■ WHAT IS EXPECTED: For the listing below, give the number of lines in which "that" occurs. Add nothing.
--- start GIVEN MATERIAL ---
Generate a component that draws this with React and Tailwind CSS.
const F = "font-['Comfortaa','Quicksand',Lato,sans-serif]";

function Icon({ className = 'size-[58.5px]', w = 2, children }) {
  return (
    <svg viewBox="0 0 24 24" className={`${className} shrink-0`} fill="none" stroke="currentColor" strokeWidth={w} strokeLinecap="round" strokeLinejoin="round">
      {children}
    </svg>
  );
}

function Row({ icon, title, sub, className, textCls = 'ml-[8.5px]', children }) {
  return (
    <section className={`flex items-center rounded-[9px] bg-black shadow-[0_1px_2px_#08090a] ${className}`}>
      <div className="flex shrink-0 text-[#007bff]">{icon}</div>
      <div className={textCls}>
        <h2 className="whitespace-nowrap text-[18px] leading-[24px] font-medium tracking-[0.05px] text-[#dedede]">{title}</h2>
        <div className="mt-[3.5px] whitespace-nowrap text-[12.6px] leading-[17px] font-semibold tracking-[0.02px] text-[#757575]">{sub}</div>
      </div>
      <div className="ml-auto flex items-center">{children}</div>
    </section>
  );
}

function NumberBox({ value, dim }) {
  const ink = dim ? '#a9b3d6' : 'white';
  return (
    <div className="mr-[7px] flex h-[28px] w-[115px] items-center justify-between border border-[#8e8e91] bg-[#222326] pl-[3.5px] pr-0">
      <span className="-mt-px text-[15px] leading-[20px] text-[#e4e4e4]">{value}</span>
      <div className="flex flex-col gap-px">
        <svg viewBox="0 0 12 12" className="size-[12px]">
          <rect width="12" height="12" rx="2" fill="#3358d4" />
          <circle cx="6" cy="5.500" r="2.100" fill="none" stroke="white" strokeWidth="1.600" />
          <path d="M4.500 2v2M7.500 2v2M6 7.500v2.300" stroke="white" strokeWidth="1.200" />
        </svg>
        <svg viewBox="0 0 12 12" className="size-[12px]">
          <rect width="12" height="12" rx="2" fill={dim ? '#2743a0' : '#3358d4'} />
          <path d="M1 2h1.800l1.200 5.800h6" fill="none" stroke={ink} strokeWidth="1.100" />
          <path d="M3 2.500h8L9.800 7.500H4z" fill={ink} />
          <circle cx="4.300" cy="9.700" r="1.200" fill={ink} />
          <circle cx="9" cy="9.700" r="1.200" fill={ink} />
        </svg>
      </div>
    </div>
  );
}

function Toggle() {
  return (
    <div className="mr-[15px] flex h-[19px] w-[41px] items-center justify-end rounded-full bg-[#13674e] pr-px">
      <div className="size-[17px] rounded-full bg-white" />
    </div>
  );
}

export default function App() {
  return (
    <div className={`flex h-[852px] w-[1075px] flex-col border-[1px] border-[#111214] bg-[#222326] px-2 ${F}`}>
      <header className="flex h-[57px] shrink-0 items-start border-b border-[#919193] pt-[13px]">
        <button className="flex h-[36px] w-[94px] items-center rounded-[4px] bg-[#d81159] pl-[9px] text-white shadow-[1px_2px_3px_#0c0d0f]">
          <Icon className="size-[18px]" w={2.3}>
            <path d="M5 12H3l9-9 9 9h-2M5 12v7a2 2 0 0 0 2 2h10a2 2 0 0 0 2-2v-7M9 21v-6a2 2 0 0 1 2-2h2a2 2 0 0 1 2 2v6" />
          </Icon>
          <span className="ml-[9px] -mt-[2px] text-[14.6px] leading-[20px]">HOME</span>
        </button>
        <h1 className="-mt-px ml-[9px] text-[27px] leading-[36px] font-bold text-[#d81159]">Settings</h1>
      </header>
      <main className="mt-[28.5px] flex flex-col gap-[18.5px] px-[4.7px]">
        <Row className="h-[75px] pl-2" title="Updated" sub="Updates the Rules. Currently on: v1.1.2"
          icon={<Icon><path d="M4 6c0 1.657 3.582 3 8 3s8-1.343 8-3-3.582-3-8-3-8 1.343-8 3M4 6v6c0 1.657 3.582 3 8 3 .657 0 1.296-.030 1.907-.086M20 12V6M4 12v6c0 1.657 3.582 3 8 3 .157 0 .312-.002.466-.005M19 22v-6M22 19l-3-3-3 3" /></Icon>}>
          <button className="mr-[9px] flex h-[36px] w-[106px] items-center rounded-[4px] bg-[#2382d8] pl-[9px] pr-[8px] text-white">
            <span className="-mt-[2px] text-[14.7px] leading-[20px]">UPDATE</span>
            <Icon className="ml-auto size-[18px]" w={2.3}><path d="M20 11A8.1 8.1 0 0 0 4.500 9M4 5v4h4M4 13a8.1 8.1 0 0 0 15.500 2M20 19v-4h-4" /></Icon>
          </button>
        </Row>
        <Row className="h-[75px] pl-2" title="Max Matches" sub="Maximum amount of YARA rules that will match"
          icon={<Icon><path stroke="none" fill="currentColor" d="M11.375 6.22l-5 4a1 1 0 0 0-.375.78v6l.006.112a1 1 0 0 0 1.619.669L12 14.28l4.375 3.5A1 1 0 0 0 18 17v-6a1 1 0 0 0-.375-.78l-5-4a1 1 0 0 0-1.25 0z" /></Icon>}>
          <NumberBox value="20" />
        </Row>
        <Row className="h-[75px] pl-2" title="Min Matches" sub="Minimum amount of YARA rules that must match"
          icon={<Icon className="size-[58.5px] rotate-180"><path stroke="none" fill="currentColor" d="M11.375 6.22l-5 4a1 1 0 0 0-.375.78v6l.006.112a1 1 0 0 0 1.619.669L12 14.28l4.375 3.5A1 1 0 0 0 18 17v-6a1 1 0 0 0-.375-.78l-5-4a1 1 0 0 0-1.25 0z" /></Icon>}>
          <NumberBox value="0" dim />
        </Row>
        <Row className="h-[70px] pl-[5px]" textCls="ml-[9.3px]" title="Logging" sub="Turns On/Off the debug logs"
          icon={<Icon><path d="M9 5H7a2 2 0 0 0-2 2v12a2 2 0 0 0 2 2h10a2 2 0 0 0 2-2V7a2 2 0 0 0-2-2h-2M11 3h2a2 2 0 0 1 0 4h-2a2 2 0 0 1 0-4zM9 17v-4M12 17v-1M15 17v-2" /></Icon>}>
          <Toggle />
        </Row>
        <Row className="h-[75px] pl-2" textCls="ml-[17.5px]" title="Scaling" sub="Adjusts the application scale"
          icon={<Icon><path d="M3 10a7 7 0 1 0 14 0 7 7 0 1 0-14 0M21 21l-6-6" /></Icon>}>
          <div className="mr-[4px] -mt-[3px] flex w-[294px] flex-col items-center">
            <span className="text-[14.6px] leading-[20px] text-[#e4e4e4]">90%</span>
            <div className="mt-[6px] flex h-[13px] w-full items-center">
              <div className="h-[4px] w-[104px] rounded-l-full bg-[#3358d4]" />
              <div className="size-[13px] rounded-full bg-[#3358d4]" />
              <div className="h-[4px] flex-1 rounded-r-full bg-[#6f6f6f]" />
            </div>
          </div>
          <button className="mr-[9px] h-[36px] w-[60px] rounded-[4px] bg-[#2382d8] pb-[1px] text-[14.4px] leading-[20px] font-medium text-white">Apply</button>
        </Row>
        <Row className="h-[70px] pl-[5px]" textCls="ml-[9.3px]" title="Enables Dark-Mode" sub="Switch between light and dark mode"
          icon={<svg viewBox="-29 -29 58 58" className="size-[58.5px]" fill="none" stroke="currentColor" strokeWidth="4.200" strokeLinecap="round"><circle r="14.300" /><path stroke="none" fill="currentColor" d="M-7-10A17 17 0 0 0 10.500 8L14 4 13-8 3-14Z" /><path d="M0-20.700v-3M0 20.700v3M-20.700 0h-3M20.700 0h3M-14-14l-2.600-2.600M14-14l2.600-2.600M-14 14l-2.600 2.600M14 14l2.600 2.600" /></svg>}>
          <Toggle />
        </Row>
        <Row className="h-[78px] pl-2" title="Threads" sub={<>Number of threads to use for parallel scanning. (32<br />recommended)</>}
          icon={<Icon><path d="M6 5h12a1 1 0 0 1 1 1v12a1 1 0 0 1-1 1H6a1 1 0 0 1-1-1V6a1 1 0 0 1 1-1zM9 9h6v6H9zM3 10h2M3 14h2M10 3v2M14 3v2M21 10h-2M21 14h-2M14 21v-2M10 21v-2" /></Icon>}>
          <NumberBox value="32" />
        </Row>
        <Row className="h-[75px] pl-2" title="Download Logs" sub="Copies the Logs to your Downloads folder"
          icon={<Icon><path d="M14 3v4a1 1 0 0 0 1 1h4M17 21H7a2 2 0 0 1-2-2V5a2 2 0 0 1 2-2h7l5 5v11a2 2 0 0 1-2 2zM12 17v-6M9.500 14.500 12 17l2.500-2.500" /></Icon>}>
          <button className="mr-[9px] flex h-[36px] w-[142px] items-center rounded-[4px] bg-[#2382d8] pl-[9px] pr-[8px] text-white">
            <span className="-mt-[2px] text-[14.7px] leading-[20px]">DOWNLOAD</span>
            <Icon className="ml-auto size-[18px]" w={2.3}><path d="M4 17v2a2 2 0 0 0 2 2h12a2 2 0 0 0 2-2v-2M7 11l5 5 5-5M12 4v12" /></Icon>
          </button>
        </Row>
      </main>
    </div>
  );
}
--- end GIVEN MATERIAL ---
■ IN RESPONSE: 3